I’ve been a combination of wordsmith and game designer for decades, and you’d be forgiven for thinking that word games would be the perfect fit for me. And yet, while I’ve played many of them, it’s just not something I tend to reach for. So, when I tell you that I think a recent word game is elegantly designed and that I wish I’d thought of it, you should consider that high praise indeed.

The game in question is called Word Dungeon and is designed by a friend of mine, Joe Shimwell. Joe’s already run one successful Kickstarter with it, testing the waters of the print and play approach that I’ve been preaching to anyone who’ll listen, and some who’d rather not. His over 500 backers tell me I’m not the only one who thinks he’s onto something.

So what makes it good? Firstly, it’s simplicity. In Word Dungeon, you have a gridded map of rooms and corridors of the sort you’d expect from a classic RPG catacomb. Here and there are gems and treasure chests to collect, and a boss to fight. You progress by building a path through the dungeon with letters, in a similar way to constructing words in Scrabble, or a crossword. Once your path reaches the exit or slays the boss you’re finished and you can tot up your score. Like I said, (deceptively) simple.

Of course, some of the dungeons (and there are many) have an extra rule to give a twist, and these make you approach the puzzle a new way. And it is a puzzle.

If I put aside the simplicity of the rules, the bit I like most is that unlike both the Scrabble and crosswords I mentioned earlier, you aren’t handed the letters and left to construct a word from what looks like the name of a particularly unpronounceable Welsh village. No. You can use any word you like that will fit the space. Like a crossword, wherever letters touch they have to form proper words, both across and down. Other than that, you choose what you enter, and therein lies the real brain burn. 

In order to collect bonus goodies, you have to incorporate their square into one of your words. Naturally, they’re in awkward places that drag you from the optimal route. For other treasures, there’s already a letter on the map which you must also incorporate to count them as looted (and therefore worth VPs at the end). But most of the time you’re making your own problems. Get too clever in one room, and you might struggle to continue your path in the next. You need to be thinking several words ahead while juggling whatever wrinkle this dungeon has to offer. All of which gives you a lot of puzzling to do, and occasionally leaves you with really awkward situations. Situations that you put yourself into. And that feels very different to Scrabble, for example.

What ends in J anyway? 

The rules are so simple that they can be internalised in a couple of minutes, twists and all. The game then gets out of the way. You’re left to spend your time wrestling vocabulary into a convincing spaghetti of interlocking words so that you not only traverse the tunnels and get to the boss, but do so with maximum points along the way.
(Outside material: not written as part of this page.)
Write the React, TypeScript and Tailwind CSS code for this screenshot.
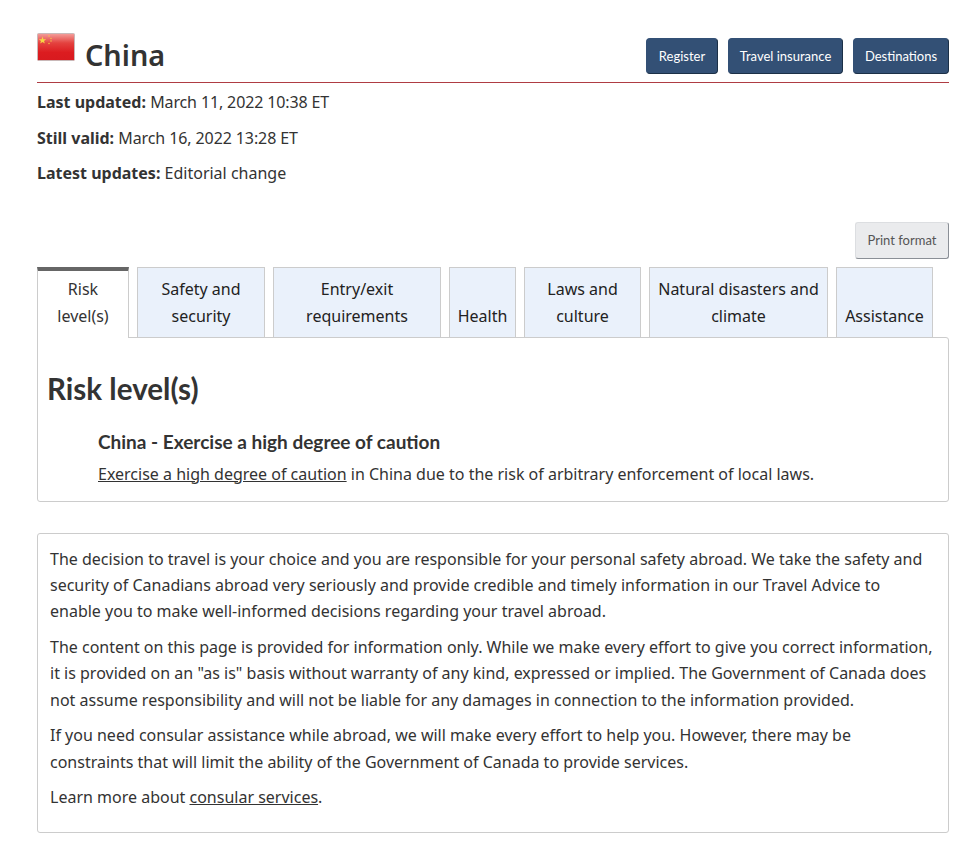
const tabs = [
  { lines: ["Risk", "level(s)"], width: "w-[92px]", active: true },
  { lines: ["Safety and", "security"], width: "w-[128px]" },
  { lines: ["Entry/exit", "requirements"], width: "w-[168px]" },
  { lines: ["Health"], width: "w-[67px]" },
  { lines: ["Laws and", "culture"], width: "w-[117px]" },
  { lines: ["Natural disasters and", "climate"], width: "w-[179px]" },
  { lines: ["Assistance"], width: "w-[97px]" },
];

function Flag() {
  return (
    <svg width="38" height="28" viewBox="0 0 38 28" className="shrink-0">
      <defs>
        <linearGradient id="flag-shine" x1="0" y1="0" x2="0" y2="1">
          <stop offset="0" stopColor="#f4a09c" />
          <stop offset="0.35" stopColor="#e4423f" />
          <stop offset="0.7" stopColor="#dc1c20" />
          <stop offset="1" stopColor="#d81a1f" />
        </linearGradient>
      </defs>
      <rect x="0.5" y="0.5" width="37" height="27" rx="1" fill="url(#flag-shine)" stroke="#c9b8b8" />
      <polygon
        points="5.5,3.5 6.4,6.2 9.2,6.2 7,7.9 7.8,10.5 5.5,9 3.2,10.5 4,7.9 1.8,6.2 4.6,6.2"
        fill="#f6d743"
      />
      <circle cx="12" cy="3" r="0.7" fill="#f6c843" />
      <circle cx="14" cy="5.5" r="0.7" fill="#f6c843" />
      <circle cx="14" cy="8" r="0.7" fill="#f6c843" />
      <circle cx="12" cy="10.5" r="0.7" fill="#f6c843" />
    </svg>
  );
}

function HeaderButton({ label, width }: { label: string; width: string }) {
  return (
    <a
      href="#"
      className={`${width} h-9 pt-[2px] flex items-center justify-center rounded-[4px] bg-[#335075] border border-[#1c3047] border-t-[#335075] border-l-[#335075] font-['Lato',sans-serif] text-[13px] text-white`}
    >
      {label}
    </a>
  );
}

export default function App() {
  return (
    <div className="min-h-[845px] bg-white px-[37px] pt-[27px] pr-[26px] font-['Noto_Sans',sans-serif] text-[16px] text-[#333]">
      <header className="flex items-end justify-between h-[56px] pb-[8px] border-b border-[#af3c43]">
        <h1 className="self-start flex items-start gap-[10px] font-['Noto_Sans',sans-serif] font-semibold text-[28.8px] leading-[38px] text-[#333]">
          <span className="block pt-[6px]">
            <Flag />
          </span>
          <span className="block pt-[9px]">China</span>
        </h1>
        <div className="flex gap-[10px]">
          <HeaderButton label="Register" width="w-[72px]" />
          <HeaderButton label="Travel insurance" width="w-[115px]" />
          <HeaderButton label="Destinations" width="w-[96px]" />
        </div>
      </header>

      <div className="mt-[7px] flex flex-col gap-[11px] leading-[24.5px]">
        <p>
          <strong className="font-bold">Last updated:</strong>{" "}
          <span className="tracking-[-0.13px]">March 11, 2022 10:38 ET</span>
        </p>
        <p>
          <strong className="font-bold">Still valid:</strong>{" "}
          <span className="tracking-[-0.1px]">March 16, 2022 13:28 ET</span>
        </p>
        <p>
          <strong className="font-bold">Latest updates:</strong> Editorial change
        </p>
      </div>

      <div className="mt-[36px] flex justify-end">
        <a
          href="#"
          className="w-[94px] h-[37px] pt-[2px] flex items-center justify-center rounded-[3px] bg-[#eaebed] border border-[#dcdee1] border-r-[#8a8f96] border-b-[#8a8f96] font-['Lato',sans-serif] text-[13px] text-[#555]"
        >
          Print format
        </a>
      </div>

      <div className="mt-[8px] flex gap-2 items-end">
        {tabs.map((tab) => (
          <div
            key={tab.lines[0]}
            className={
              tab.active
                ? `${tab.width} h-[71px] -mb-px relative z-10 flex flex-col justify-end items-center pb-[8px] bg-white border border-b-0 border-[#ccc] border-t-[4px] border-t-[#666] leading-[27px] text-[#333]`
                : `${tab.width} h-[70px] flex flex-col justify-end items-center pb-[7px] bg-[#eaf1fb] border border-b-0 border-[#ccc] leading-[27px] text-[#222]`
            }
          >
            {tab.lines.map((line) => (
              <span key={line} className="whitespace-nowrap">
                {line}
              </span>
            ))}
          </div>
        ))}
      </div>

      <section className="h-[165px] rounded-b-[3px] rounded-tr-[3px] border border-[#ccc] pl-[9px] pt-[31px]">
        <h2 className="font-['Lato',sans-serif] font-bold text-[29.6px] leading-[40px] text-[#333]">
          Risk level(s)
        </h2>
        <div className="mt-[20px] pl-[51px]">
          <h3 className="font-['Lato',sans-serif] font-bold text-[19px] leading-[25px] text-[#333]">
            China - Exercise a high degree of caution
          </h3>
          <p className="mt-[8px] leading-[25px]">
            <a href="#" className="underline">
              Exercise a high degree of caution
            </a>{" "}
            in China due to the risk of arbitrary enforcement of local laws.
          </p>
        </div>
      </section>

      <section className="mt-[31px] h-[300px] rounded-[3px] border border-[#ccc] pl-3 pr-[14px] pt-[12px] leading-[26.4px]">
        <p>
          The decision to travel is your choice and you are responsible for your personal safety abroad. We take the
          safety and security of Canadians abroad very seriously and provide credible and timely information in our
          Travel Advice to enable you to make well-informed decisions regarding your travel abroad.
        </p>
        <p className="mt-[9px]">
          The content on this page is provided for information only. While we make every effort to give you correct
          information, it is provided on an "as is" basis without warranty of any kind, expressed or implied. The
          Government of Canada does not assume responsibility and will not be liable for any damages in connection to
          the information provided.
        </p>
        <p className="mt-[9.3px]">
          If you need consular assistance while abroad, we will make every effort to help you. However, there may be
          constraints that will limit the ability of the Government of Canada to provide services.
        </p>
        <p className="mt-[8.7px]">
          Learn more about{" "}
          <a href="#" className="underline">
            consular services
          </a>
          .
        </p>
      </section>
    </div>
  );
}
If you’re interested, you can still get the original set of dungeons. In addition, a couple of hours ago (as I write this) Joe launched a second campaign, this time on Backerkit. It’s already funded, and this time it’s for a hundred slightly smaller dungeons. A hundred. That’s a touch bonkers, but in a good way, and I’ve backed it to add to the first collection.

Turns out that I just needed the right word game, and it wasn’t Scrabble.